Cuando la economía mundial cerró casi por completo en el año 2020, debido a la expansión de la COVID-19, especialistas de prestigiosos equipos de investigación de universidades, así como de organismos internacionales y de foros económicos, advirtieron que el mundo asistía a una crisis en la economía real que sería peor que la crisis financiera de 2007 y que el crack de 1929, que hizo quebrar a miles de empresas y a millones de personas en Estados Unidos y Europa.
Al unísono, esas advertencias hacían hincapié en que los verdaderos efectos de la crisis, los más dañinos, se sentirían hasta varios años después de reducida al mínimo la pandemia.
En 2020 y 2021 el mundo vivió con la denominada "nueva normalidad" o "covidianidad".
Cuando las economías empezaron a reactivarse, con la apertura de los negocios, del turismo, de los viajes y de los embarques de mercancías, surgió un fuerte choque inflacionario debido a que los fletes se encarecieron y la demanda sobrepasaba la capacidad de los grandes puertos para despachar con celeridad las cargas a todas partes del mundo.
Y cuando se empezaba a vislumbrar algún alivio, por lo menos en el intercambio comercial mundial, estalló la guerra de Rusia contra Ucrania, el 24 de febrero del presente año 2022.
Es esencial que se despliegue una campaña de concienciación sobre la necesidad de prepararnos, prevenir y ahorrar, pero sobre todo de comprender que vivimos tiempos difíciles
A la decisión de Rusia siguieron las sanciones y restricciones impuestas por Estados Unidos y la Unión Europea al gobierno de Vládimir Putin.
Pero los efectos de esas sanciones han terminado perjudicando más a quienes las impusieron que a la propia Rusia.

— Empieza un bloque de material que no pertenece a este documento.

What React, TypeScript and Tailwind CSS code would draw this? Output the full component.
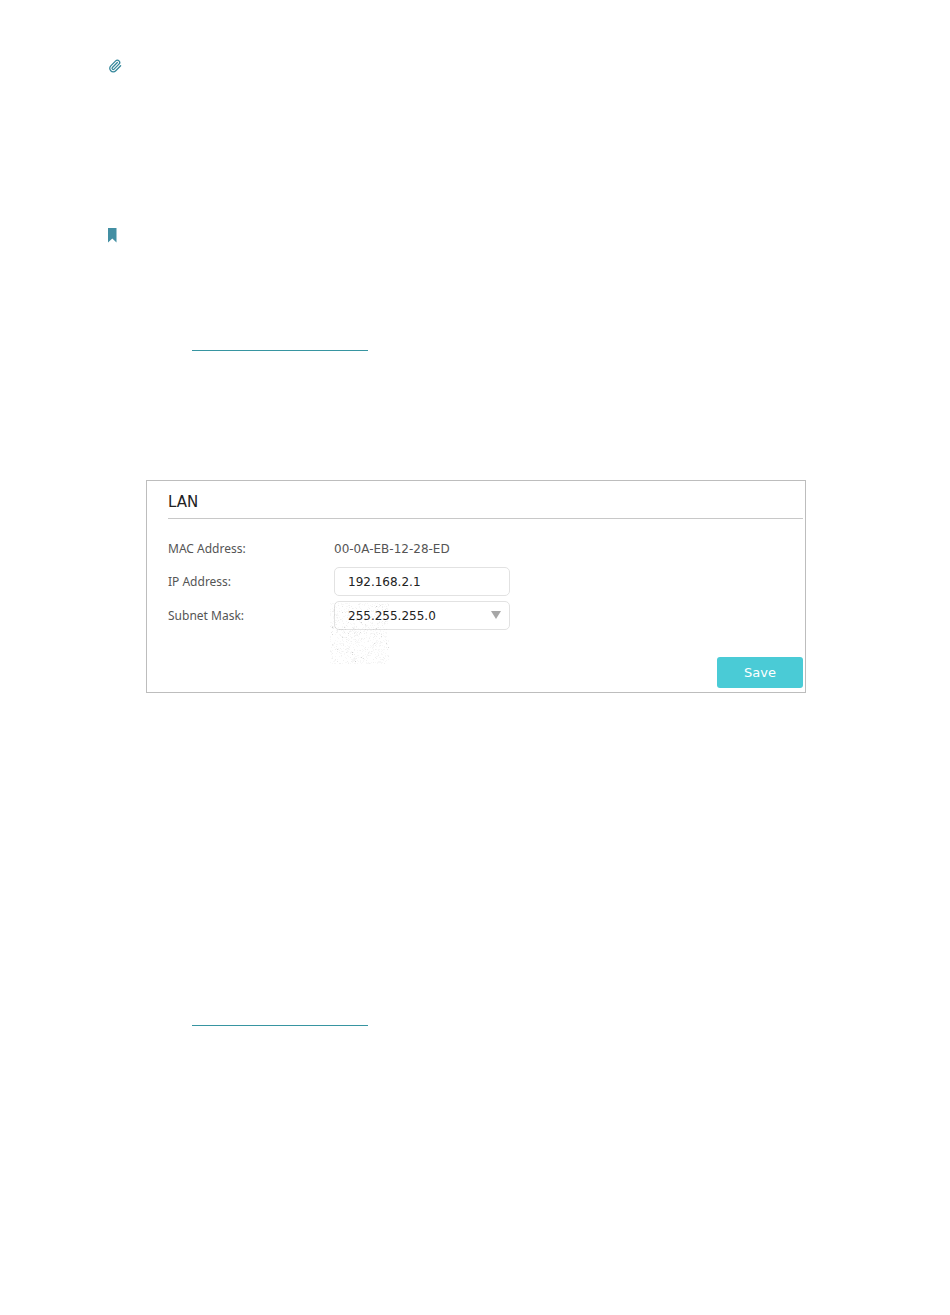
import { useState } from "react";
import { Paperclip } from "lucide-react";

const labelClass = "w-[166px] shrink-0 font-['Noto_Sans',sans-serif] text-[12px] text-[#555]";

const fieldClass =
  "h-[29px] w-full appearance-none rounded-[5px] border border-[#e2e2e2] bg-white px-[13px] text-[12px] text-[#222] outline-none focus:border-[#4acbd6]";

// Small integer hash, so the specks stay the same between renders
function hash(n: number) {
  let h = Math.imul(n + 1, 2654435761);
  h = Math.imul(h ^ (h >>> 15), 2246822519);
  h = Math.imul(h ^ (h >>> 13), 3266489917);
  return ((h ^ (h >>> 16)) >>> 0) / 4294967296;
}

const specks = Array.from({ length: 900 }, (_, i) => ({
  x: Math.floor(hash(i * 2) * 59),
  y: Math.floor(hash(i * 2 + 1) * 61),
  opacity: i % 45 === 0 ? 0.14 : i % 6 === 0 ? 0.06 : 0.03,
}));

function Speckle() {
  return (
    <svg
      aria-hidden="true"
      className="pointer-events-none absolute -left-[4px] top-[2px] h-[61px] w-[59px]"
      viewBox="0 0 59 61"
      shapeRendering="crispEdges"
    >
      {specks.map((s, i) => (
        <rect key={i} x={s.x} y={s.y} width="1" height="1" fill="#000" opacity={s.opacity} />
      ))}
    </svg>
  );
}

function BookmarkIcon() {
  return (
    <svg aria-hidden="true" className="block h-[15px] w-[9px]" viewBox="0 0 9 15" fill="#438fa3">
      <path d="M0 0h8.5v14.5L4.3 10.5 0 14.5z" />
    </svg>
  );
}

export default function App() {
  const [ip, setIp] = useState("192.168.2.1");
  const [mask, setMask] = useState("255.255.255.0");

  return (
    <main className="min-h-screen bg-white pt-[59px] pb-12 font-['DejaVu_Sans',sans-serif]">
      <div className="pl-[108px]">
        <Paperclip aria-hidden="true" className="block h-[14px] w-[14px] text-[#35879b]" strokeWidth={2.2} />
      </div>
      <div className="pt-[155px] pl-[108px]">
        <BookmarkIcon />
      </div>
      <hr className="mt-[107px] ml-[192px] w-[176px] border-t border-[#3795a1]" />

      <form
        onSubmit={(e) => e.preventDefault()}
        className="mt-[129px] mr-[144px] ml-[146px] border border-[#bdbdbd] pr-[2px] pb-[4px] pl-[21px]"
      >
        <h1 className="border-b border-[#c8c8c8] pt-[9px] pb-[4px] text-[15px] leading-[24px] text-[#222]">
          LAN
        </h1>

        <div className="mt-[15px] flex h-[30px] items-center">
          <span className={labelClass}>MAC Address:</span>
          <span className="text-[12px] text-[#555]">00-0A-EB-12-28-ED</span>
        </div>

        <div className="mt-[3px] flex h-[29px] items-center">
          <label htmlFor="ip" className={labelClass}>
            IP Address:
          </label>
          <div className="w-[176px]">
            <input
              id="ip"
              type="text"
              value={ip}
              onChange={(e) => setIp(e.target.value)}
              className={fieldClass}
            />
          </div>
        </div>

        <div className="mt-[5px] flex h-[29px] items-center">
          <label htmlFor="mask" className={labelClass}>
            Subnet Mask:
          </label>
          <div className="relative w-[176px]">
            <select
              id="mask"
              value={mask}
              onChange={(e) => setMask(e.target.value)}
              className={fieldClass}
            >
              <option>255.255.255.0</option>
              <option>255.255.0.0</option>
              <option>255.0.0.0</option>
            </select>
            <svg
              aria-hidden="true"
              className="pointer-events-none absolute top-[10px] right-[9px] h-[8px] w-[10px]"
              viewBox="0 0 10 8"
              fill="#a7a7a7"
            >
              <path d="M0 0h10L5 8z" />
            </svg>
            <Speckle />
          </div>
        </div>

        <div className="mt-[27px] flex justify-end">
          <button
            type="submit"
            className="h-[31px] w-[86px] cursor-pointer rounded-[3px] bg-[#4acbd6] text-[13px] text-white hover:bg-[#3fbfca]"
          >
            Save
          </button>
        </div>
      </form>

      <hr className="mt-[332px] ml-[192px] w-[176px] border-t border-[#3795a1]" />
    </main>
  );
}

Y lo peor: países que nada tienen que ver con ese conflicto entre grandes potencias, como los de América Latina, han venido a pagar los platos rotos con altos precios del petróleo y sus derivados, escasez y altos precios de materias primas para la fabricación de fertilizantes, altos precios de los fletes, escasez de granos comestibles, entre otros daños.
Entre los países perjudicados está la República Dominicana, que ha tenido que destinar decenas de miles de millones de pesos para contener los efectos del incremento del petróleo y evitar agregar un nuevo ingrediente a la inflación. Esto sin contar todo el dinero que se ha tenido que destinar a los subsidios a los alimentos y a la producción agropecuaria, y a la asistencia monetaria directa a las familias más pobres.
Debido a que los pronósticos más optimistas indican que el regreso a la normalidad económica que vivía el mundo antes de las dos crisis (sanitaria y de guerra) no se vislumbra cercano, lo más aconsejable es que se tomen todas las medidas para garantizar el abastecimiento de combustibles, de medicinas y de alimentos no perecederos. Es lo que han hecho muchos países desde que estalló la guerra, incluso restringiendo las exportaciones para asegurar la alimentación de sus ciudadanos.
Convendría que el Estado dominicano agilizara proyectos para facilitar la instalación de soluciones de generación de energías no convencionales, como los paneles solares, para hogares y pequeños negocios.
Asimismo, que se trabaje en la construcción de silos en las zonas agrícolas más productivas. El financiamiento se podría obtener de todo el sistema financiero nacional, desde los bancos múltiples, las entidades mutualistas y las cooperativas.
Es esencial que se despliegue una campaña de concienciación sobre la necesidad de prepararnos, prevenir y ahorrar, pero sobre todo de comprender que vivimos tiempos difíciles, que las soluciones no están a la vuelta de la esquina.